Shoppers at swanky Holt Renfrew on Bloor Street must have had quite a shock when Tyler came in.
“It wasn’t easy!” she told me. “There was only one pair of my size Christian Louboutin shoes in all of Toronto, apparently!"
We ran into lots of other stars from various walks of life last night, as well, including director Julie Taymor and Oscar-winning composer-husband Elliot Goldenthal, who are here for “Across the Universe,” their Beatles music movie.
But the biggest star was our old friend Mike Lazaridis, whom we met last year at the London Film Festival.
Once the Hollywood types were told that Mike was the man who invented the BlackBerry and runs Research in Motion, the Canadian firm that makes it, Lazaridis was the center of attention. (As I once told Mike, he is to me what L. Ron Hubbard is to Tom Cruise!)

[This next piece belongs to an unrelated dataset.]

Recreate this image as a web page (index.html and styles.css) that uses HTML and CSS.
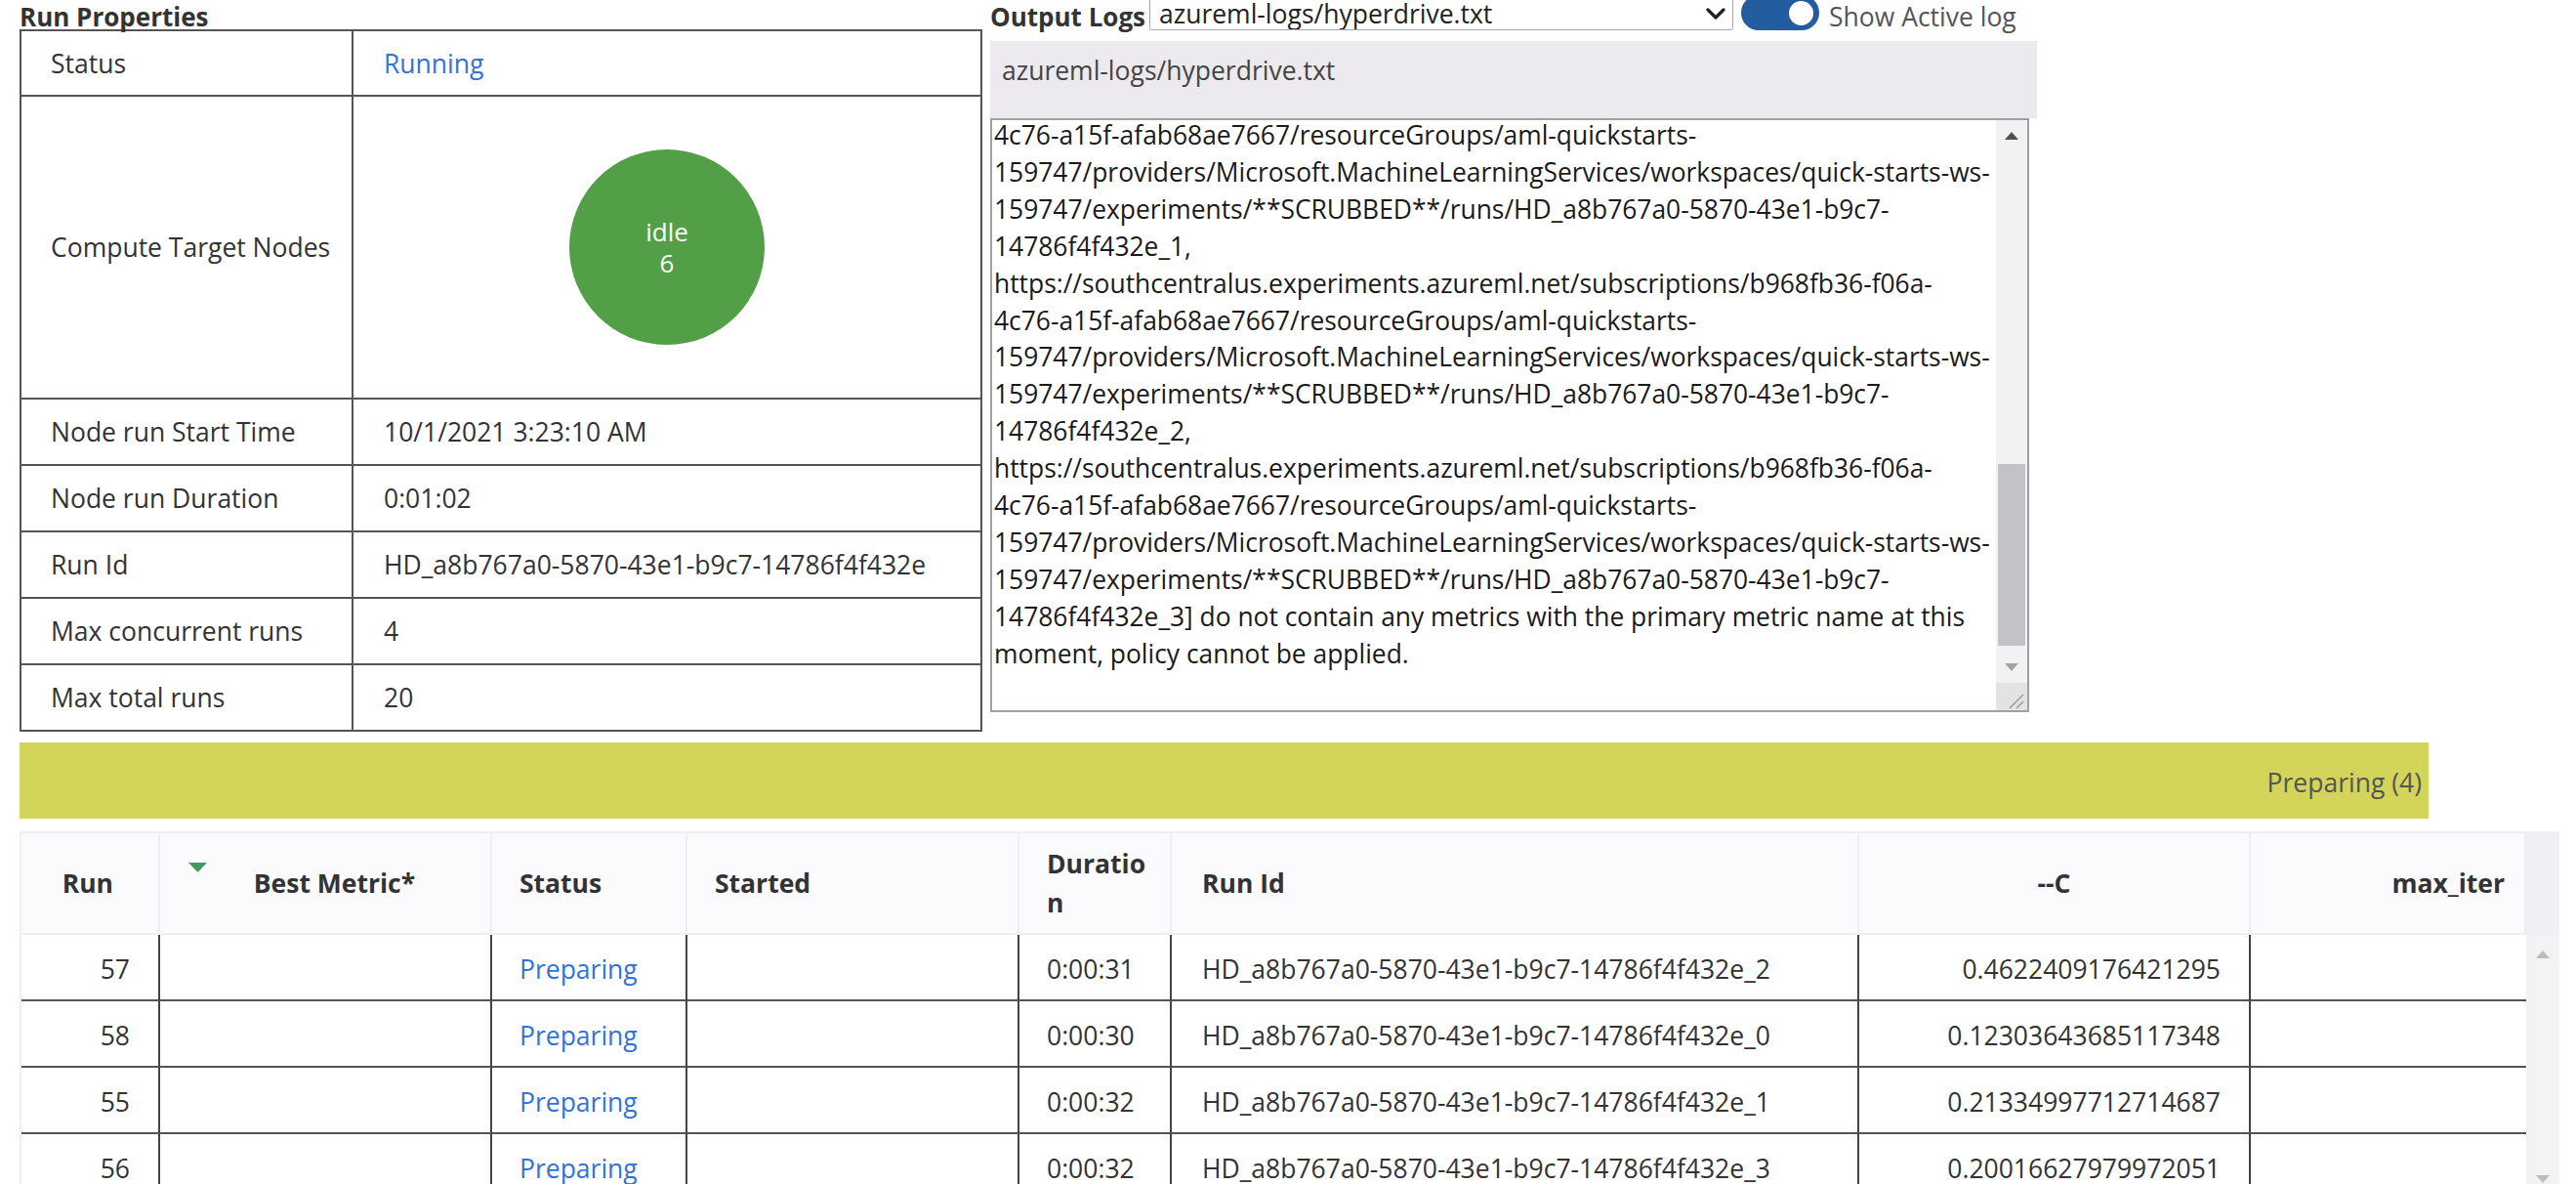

I think Mike and his beautiful wife, Ophelia, were happy when the pre-cocktail party ended and the movie began and he didn’t have to answer questions about things like “thumb stress syndrome” or if he gets a discount on the latest iteration of his significant contribution to the modern world.
More significant, certainly, than Britney, Kanye or a lot of others!
Keep an eye out for “Juno,” the new film from “Thank You for Smoking” director Jason Reitman.
Coming in mid-December, “Juno” is written by a former Minneapolis stripper, Diablo Cody, whose real name is Brooke Busey-Hunt.
Cody already has a best-seller called "Candy Girl: A Year in the Life of an Unlikely Stripper." But “Juno” will put her on the map.
Written in the spirit of Miranda July’s “Me and You and Everyone We Know” (a must-see DVD), “Juno” could turn out to be bigger than “Little Miss Sunshine.”
Ellen Page, Michael Cera, Jason Bateman and Jennifer Garner are the main players — all superb — but Allison Janney and J.K. Simmons, as Juno’s unusual parents, almost steal this sly, lovely comedy.
Watch for “Juno” to turn into a “Sunshine”-sized cult hit. It’s one of the few films that you will want your friends to see immediately.